SET TASK. Please pull out every line that includes the string "React".

DATA LINES.
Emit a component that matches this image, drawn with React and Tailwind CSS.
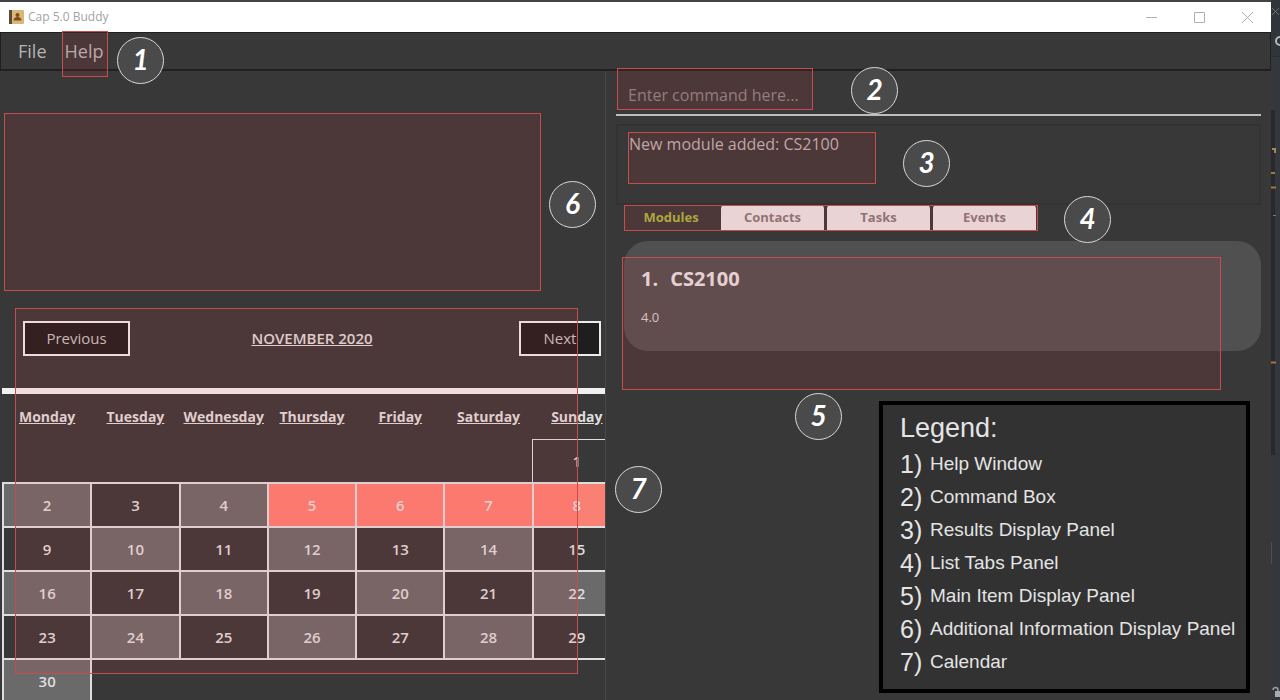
import React from "react";

const days = ["Monday", "Tuesday", "Wednesday", "Thursday", "Friday", "Saturday", "Sunday"];
const weeks = [
  [null, null, null, null, null, null, 1],
  [2, 3, 4, 5, 6, 7, 8],
  [9, 10, 11, 12, 13, 14, 15],
  [16, 17, 18, 19, 20, 21, 22],
  [23, 24, 25, 26, 27, 28, 29],
  [30, null, null, null, null, null, null],
];
const legend = [
  "Help Window",
  "Command Box",
  "Results Display Panel",
  "List Tabs Panel",
  "Main Item Display Panel",
  "Additional Information Display Panel",
  "Calendar",
];

function Highlight({ className }) {
  return (
    <div
      aria-hidden="true"
      className={`pointer-events-none absolute z-10 border border-[#c64d4d] bg-[#ff3c3c]/10 ${className}`}
    />
  );
}

function Badge({ n, className }) {
  return (
    <span
      className={`absolute z-20 flex size-[47px] items-center justify-center rounded-full border border-[#d8d8d8] bg-[#4a4a4a] pb-1 font-['Lato',sans-serif] text-[28px] leading-none font-bold text-white italic ${className}`}
    >
      {n}
    </span>
  );
}

function TitleBar() {
  return (
    <header className="flex h-8 shrink-0 items-center border-t-2 border-[#444444] bg-white px-2 text-[#a3a3a3]">
      <svg className="size-4" viewBox="0 0 16 16" aria-hidden="true">
        <rect x="1" y="1" width="15" height="14" rx="1" fill="#dcb679" />
        <rect x="1" y="1" width="3" height="14" fill="#5a4a3c" />
        <circle cx="9.500" cy="6" r="2" fill="#7a4d1c" />
        <path d="M5.500 11.500c0-2.500 2-3.500 4-3.500s4 1 4 3.500z" fill="#7a4d1c" />
      </svg>
      <h1 className="ml-1 text-[12px]">Cap 5.0 Buddy</h1>
      <div className="ml-auto flex items-center gap-9 pr-[10px]">
        <button aria-label="Minimize" className="size-3">
          <svg viewBox="0 0 12 12" stroke="#b0b0b0" fill="none"><path d="M1 6.500h11" /></svg>
        </button>
        <button aria-label="Maximize" className="size-3">
          <svg viewBox="0 0 12 12" stroke="#b0b0b0" fill="none"><path d="M1.500 1.500h10v10h-10z" /></svg>
        </button>
        <button aria-label="Close" className="size-3">
          <svg viewBox="0 0 12 12" stroke="#b0b0b0" fill="none"><path d="M1 1l11 11M12 1L1 12" /></svg>
        </button>
      </div>
    </header>
  );
}

function MenuBar() {
  return (
    <nav className="relative flex h-[39px] shrink-0 items-center gap-[18px] border border-b-2 border-[#202020] px-[17px] text-[18px] text-[#b5b5b5]">
      <button>File</button>
      <button>Help</button>
      <Highlight className="-top-[2px] left-[61px] h-[46px] w-[46px]" />
      <Badge n={1} className="top-1 left-[116px]" />
    </nav>
  );
}

function dayClass(d) {
  if (d === null) return "";
  if (d === 1) return "border border-[#dedede]";
  if (d >= 5 && d <= 8) return "border-2 border-[#dedede] bg-[#fb8074]";
  return d % 2 === 0 ? "border-2 border-[#dedede] bg-[#6a6a6a]" : "border-2 border-[#dedede]";
}

function Calendar() {
  return (
    <section aria-label="Calendar" className="relative mt-[17px] flex-1 pt-[13px] pl-[2px]">
      <div className="grid grid-cols-[1fr_auto_1fr] items-center pr-1 pl-[21px] text-[15px]">
        <button className="h-[35px] w-[107px] justify-self-start border-2 border-[#ececec] bg-[#1e1e1e] text-[#c4c4c4]">
          Previous
        </button>
        <h2 className="font-semibold text-[#dcdcdc] underline">NOVEMBER 2020</h2>
        <button className="h-[35px] w-[82px] justify-self-end border-2 border-[#ececec] bg-[#1e1e1e] text-[#c4c4c4]">
          Next
        </button>
      </div>
      <hr className="mt-8 border-t-[6px] border-[#f0f0f0]" />
      <table className="w-[calc(100%+17px)] table-fixed border-collapse text-center text-[15px] text-[#dedede]">
        <thead>
          <tr className="h-[45px] text-[14px]">
            {days.map((d) => (
              <th key={d} scope="col" className="p-0 font-bold underline">{d}</th>
            ))}
          </tr>
        </thead>
        <tbody>
          {weeks.map((w, i) => (
            <tr key={i} className="h-11">
              {w.map((d, j) => (
                <td key={j} className={`p-0 font-semibold ${dayClass(d)}`}>{d}</td>
              ))}
            </tr>
          ))}
        </tbody>
      </table>
      <Highlight className="top-0 right-[27px] left-[15px] h-[366px]" />
    </section>
  );
}

function LeftPane() {
  return (
    <div className="relative w-[606px] max-w-[48%] shrink-0">
      <div className="flex h-full flex-col overflow-hidden border-r border-[#484848]">
        <section aria-label="Additional information" className="relative mt-[42px] h-[178px] shrink-0">
          <Highlight className="inset-y-0 right-16 left-1" />
        </section>
        <Calendar />
      </div>
      <Badge n={6} className="top-[110px] right-[10px]" />
    </div>
  );
}

function Tabs() {
  const off = "w-[103px] rounded-t-sm bg-[#e8e5e6] text-[#857a7b]";
  return (
    <div role="tablist" className="relative ml-2 flex h-[26px] w-[414px] gap-[3px] text-[13px] font-bold">
      <button role="tab" aria-selected="true" className="w-[94px] text-[#a3b440]">Modules</button>
      <button role="tab" aria-selected="false" className={off}>Contacts</button>
      <button role="tab" aria-selected="false" className={off}>Tasks</button>
      <button role="tab" aria-selected="false" className={off}>Events</button>
      <Highlight className="inset-0" />
      <Badge n={4} className="-top-[9px] -right-[73px]" />
    </div>
  );
}

function RightPane() {
  return (
    <main className="relative min-w-0 flex-1 pr-[10px] pl-[10px]">
      <div className="relative h-[45px] border-b-2 border-[#bdbdbd]">
        <input
          aria-label="Command"
          placeholder="Enter command here..."
          className="h-full w-full bg-transparent px-3 pt-1 text-[16px] text-[#b8b8b8] outline-none placeholder:text-[#8b8484]"
        />
        <Highlight className="-top-[3px] left-px h-[42px] w-[196px]" />
        <Badge n={2} className="-top-1 left-[235px]" />
      </div>
      <section aria-label="Result" className="relative mt-2 h-[81px] border-2 border-[#333333] px-[11px] py-1">
        <p className="text-[16px] leading-7 text-[#bcb2b2]">New module added: CS2100</p>
        <Highlight className="top-[6px] left-[10px] h-[52px] w-[248px]" />
        <Badge n={3} className="top-[14px] left-[285px]" />
      </section>
      <Tabs />
      <section aria-label="Modules" className="relative mt-[10px] h-[149px] pl-2">
        <article className="h-[110px] rounded-3xl bg-[#505050] px-[17px] pt-6 text-[#d8d0d0]">
          <h3 className="text-[20px] leading-7 font-bold text-[#e6e0e0]"><span className="mr-3">1.</span>CS2100</h3>
          <p className="mt-[14px] text-[13px] leading-5">4.0</p>
        </article>
        <Highlight className="top-4 right-10 bottom-0 left-[6px]" />
      </section>
      <Badge n={5} className="top-[322px] left-[189px]" />
      <Badge n={7} className="top-[395px] left-[9px]" />
    </main>
  );
}

function Legend() {
  return (
    <aside className="absolute right-[30px] bottom-[7px] z-20 h-[292px] w-[371px] border-4 border-black bg-[#323232] px-[17px] py-1 font-['Liberation_Sans',sans-serif] text-[#e4e4e4]">
      <h2 className="text-[27px] leading-[39px]">Legend:</h2>
      <ol>
        {legend.map((t, i) => (
          <li key={t} className="flex h-[33px] items-center">
            <span className="w-[30px] shrink-0 text-[25px]">{i + 1})</span>
            <span className="text-[19px] whitespace-nowrap">{t}</span>
          </li>
        ))}
      </ol>
    </aside>
  );
}

function BackgroundWindowEdge() {
  return (
    <div aria-hidden="true" className="w-[9px] shrink-0 bg-[#34373b]">
      <svg width="9" height="700" viewBox="0 0 9 700" fill="none">
        <rect width="9" height="56" fill="#2f353b" />
        <path d="M0 56.500h9" stroke="#292d31" />
        <rect y="110" width="4" height="345" fill="#27292d" />
        <path d="M1 8l7 7M8 8l-7 7" stroke="#6d7174" />
        <path d="M9 37a4 4 0 0 0 0 8" stroke="#b5b9bb" strokeWidth="2" />
        <path d="M1 149h3v4" stroke="#a08a5c" strokeWidth="2" />
        <path d="M0 173h4M0 187.500h5M0 362.500h5" stroke="#a37b35" strokeWidth="2" />
        <path d="M2 215.500h3" stroke="#777b80" />
        <path d="M0.500 542v22" stroke="#4c4f52" />
        <path d="M2 690a2.500 2.500 0 0 1 5 0v3" stroke="#9c9fa1" strokeWidth="1.500" />
        <rect x="4" y="691" width="5" height="6" fill="#a8abad" />
      </svg>
    </div>
  );
}

export default function App() {
  return (
    <div className="relative flex h-screen overflow-hidden bg-[#383838] font-['Open_Sans','Noto_Sans',sans-serif]">
      <div className="flex min-w-0 flex-1 flex-col">
        <TitleBar />
        <MenuBar />
        <div className="flex min-h-0 flex-1">
          <LeftPane />
          <RightPane />
        </div>
      </div>
      <BackgroundWindowEdge />
      <Legend />
    </div>
  );
}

COMPLETED TASK.
Emit a component that matches this image, drawn with React and Tailwind CSS.
import React from "react";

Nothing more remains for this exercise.